Henry, an immigrant from Vienna, Austria, changed his surname to Sheridan in 1940 after volunteering to join the U.S. Army. The history of Civil War Union General Philip Henry Sheridan—a certain iconic road along the North Shore is named in his honor—was familiar to the other soldiers at Fort Benning who planted the idea for the name change. After receiving a battlefield commission, Henry Sheridan served as an intelligence officer under General George S. Patton in World War II.
“I’m looking at the photos of my grandfather right now,” Alex Sheridan, Director of Enrollment, Marketing, and Financial Aid at LFCDS since 2018, says in a phone conversation.

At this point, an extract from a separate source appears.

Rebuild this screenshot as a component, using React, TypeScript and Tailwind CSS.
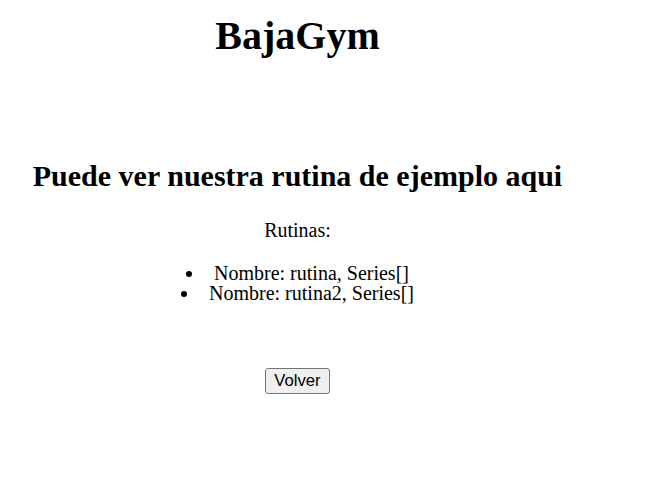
export default function App() {
  const rutinas = ["rutina", "rutina2"];
  return (
    <div className="min-h-[482px] w-full bg-white text-black">
      <div className="flex w-[595px] flex-col items-center text-center font-['Liberation_Serif','Times_New_Roman',serif]">
        <h1 className="mt-[13px] text-[40px] font-bold leading-[46px]">BajaGym</h1>
        <h2 className="mt-[100px] text-[30px] font-bold leading-[34px]">
          Puede ver nuestra rutina de ejemplo aqui
        </h2>
        <p className="mt-[26px] text-[20px] leading-[23px]">Rutinas:</p>
        <ul className="mt-[21px] flex flex-col items-center text-[20px] leading-[20px]">
          {rutinas.map((r) => (
            <li key={r} className="whitespace-nowrap">
              <span className="mb-[3px] mr-[22px] inline-block h-[6px] w-[6px] rounded-full bg-black align-baseline" />
              Nombre: {r}, Series[]
            </li>
          ))}
        </ul>
        <button
          type="button"
          className="mt-[65px] rounded-[3px] border border-[#767676] bg-[#efefef] px-[8px] py-[2px] font-['Liberation_Sans',Arial,sans-serif] text-[16.67px] leading-[20px] text-black"
        >
          Volver
        </button>
      </div>
    </div>
  );
}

Perfect. Alex Sheridan digs history.
“Sheridan Road,” adds the 35-year-old, “became Sheridan Road in 1889.” This was one year after LFCDS opened its doors for the first time.
“There’s a lot of history at this school, a lot of tradition,” says Sheridan, who earned many varsity letters in soccer, basketball, and baseball en route to Hall of Fame honors at The Browning School in New York City. “But, embedded in that tradition has always lived a commitment to progressive education, to constantly asking, ‘What’s next?’” Sheridan explains.

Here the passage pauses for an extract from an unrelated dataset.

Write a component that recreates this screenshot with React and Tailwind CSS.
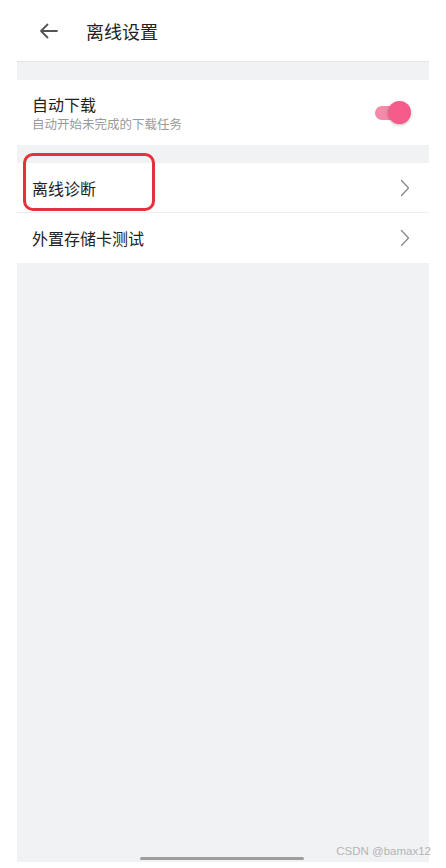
import React from "react";

const Chevron = () => (
    <svg width="10" height="18" viewBox="0 0 10 18" fill="none">
        <path d="M1.5 1.5 L8.5 9 L1.5 16.5" stroke="#8a8a8a" strokeWidth="1.3" strokeLinecap="round" strokeLinejoin="round" />
    </svg>
);

const App = () => {
    return (
        <div
            className="relative w-[446px] h-[868px] bg-white flex flex-col overflow-hidden text-[#222]"
            style={{ fontFamily: '"Noto Sans CJK SC", "Noto Sans", sans-serif' }}
        >
            {/* Header */}
            <div className="h-[61px] flex items-center pl-[39px] shrink-0">
                <svg width="19" height="16" viewBox="0 0 19 16" fill="none">
                    <path d="M18 8 H2 M8.5 1.5 L2 8 L8.5 14.5" stroke="#555" strokeWidth="1.8" strokeLinecap="round" strokeLinejoin="round" />
                </svg>
                <span className="ml-[28px] text-[18px] leading-none">离线设置</span>
            </div>

            {/* Content */}
            <div className="mx-[17px] flex-1 mb-[6px] bg-[#f1f2f4] border-t border-[#e4e5e7] flex flex-col">
                <div className="h-[18px]" />

                <div className="h-[65px] bg-white flex items-center justify-between pl-[15px] pr-[18px]">
                    <div className="flex flex-col gap-[4px]">
                        <span className="text-[16px] leading-[18px]">自动下载</span>
                        <span className="text-[12.5px] leading-[14px] text-[#9a9a9a]">自动开始未完成的下载任务</span>
                    </div>
                    <div className="relative w-[36px] h-[24px] flex items-center">
                        <div className="w-[30px] h-[14px] rounded-full bg-[#f28aa8]" />
                        <div className="absolute right-0 top-0 w-[23px] h-[23px] rounded-full bg-[#f65c8b] shadow-[0_1px_3px_rgba(0,0,0,0.25)]" />
                    </div>
                </div>

                <div className="h-[18px]" />

                <div className="bg-white">
                    <div className="h-[50px] flex items-center justify-between pl-[15px] pr-[19px] border-b border-[#ededed]">
                        <span className="text-[16px]">离线诊断</span>
                        <Chevron />
                    </div>
                    <div className="h-[50px] flex items-center justify-between pl-[15px] pr-[19px]">
                        <span className="text-[16px]">外置存储卡测试</span>
                        <Chevron />
                    </div>
                </div>
            </div>

            {/* Highlight annotation */}
            <div className="absolute left-[23px] top-[153px] w-[132px] h-[58px] border-[3px] border-[#e3323c] rounded-[10px]" />

            {/* Home indicator */}
            <div className="absolute left-[140px] top-[857px] w-[164px] h-[3px] rounded-full bg-[#9e9e9e]" />

            {/* Watermark */}
            <div
                className="absolute right-[15px] top-[846px] text-[11.5px] leading-none text-[#b4b4b4]"
                style={{ fontFamily: '"Liberation Sans", sans-serif' }}
            >
                CSDN @bamax12
            </div>
        </div>
    );
};

export default App;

“I love being here. I love talking about the school. I knew about Lake Forest Country Day School when I was working at several schools on the East Coast (The Masters School in Dobbs Ferry, New York, and Riverdale Country School in the Bronx, New York, to name a pair). Lake Forest Country Day School was nationally revered and recognized then, and it still is.”
Two short months after Sheridan’s first day of work at LFCDS, a parent approached him and said something that would be repeated … by other parents: “Lake Forest Country Day School changed my child’s life.”
Sheridan continues to hear another refrain, often, at the 33-acre campus.
“I can’t tell you how many times I’ve heard a parent say, ‘I wish I’d enrolled my child here sooner,’” says Sheridan, who earned a degree in sociology at the University of Wisconsin-Madison and a degree in Organizational Leadership at Quinnipiac University in Hamden, Connecticut. “LFCDS helps students not only develop the skills needed to navigate a complex world and to change it for the better, but how to do it with a nuanced understanding of who they are both as learners and as people.”
Sheridan thinks highly of LFCDS’s faculty, citing their smooth transition to teaching students remotely after the onset of the pandemic last spring and—“without a playbook,” he notes—teaming with the school’s administration to establish safety protocols that allowed LFCDS to return to full on-campus learning in the fall.
“Our students and teachers took all of the necessary adjustments in stride, but this year would not be possible without the partnership we have and have always had with our parents,” Sheridan notes. “There’s a rare energy here that extends beyond the curricula and outstanding pedagogy; we’re about relationships, about people feeling a sense of inclusion and belonging in an increasingly diverse environment.”
LFCDS’s 400 enrollees (co-educational, independent pre-kindergarten through eighth grade) hail from 37 ZIP codes. People of color make up 25 percent of its student body; 25 percent receive financial aid, and; 11 percent are international students. The school’s mission statement: “Inspired teaching, academic rigor, attention to individual needs, a commitment to responsible citizenship—these principles infuse every aspect of life at Lake Forest Country Day School and define our dedication to producing students of strong character with a passion for learning.”
The student-teacher ratio is an attentive 7:1, with classes averaging around 15 students. The school was one of only four schools in Illinois to be named a Microsoft Showcase School, and the only elementary school in the state to have received the designation. Even the young students boast a clear, confident speaking voice, in part because students in the early childhood program receive ample opportunities to practice and refine the essential skill of public speaking in a safe and supportive environment.
But don’t think for a second that LFCDS students only learn and grow in a classroom setting. Boy from one ZIP code sits down for lunch. Girl from another ZIP code joins him.
Boy and girl talk. And listen.
“Our students,” Sheridan says, “are learning as much from each other as they are from our teachers.”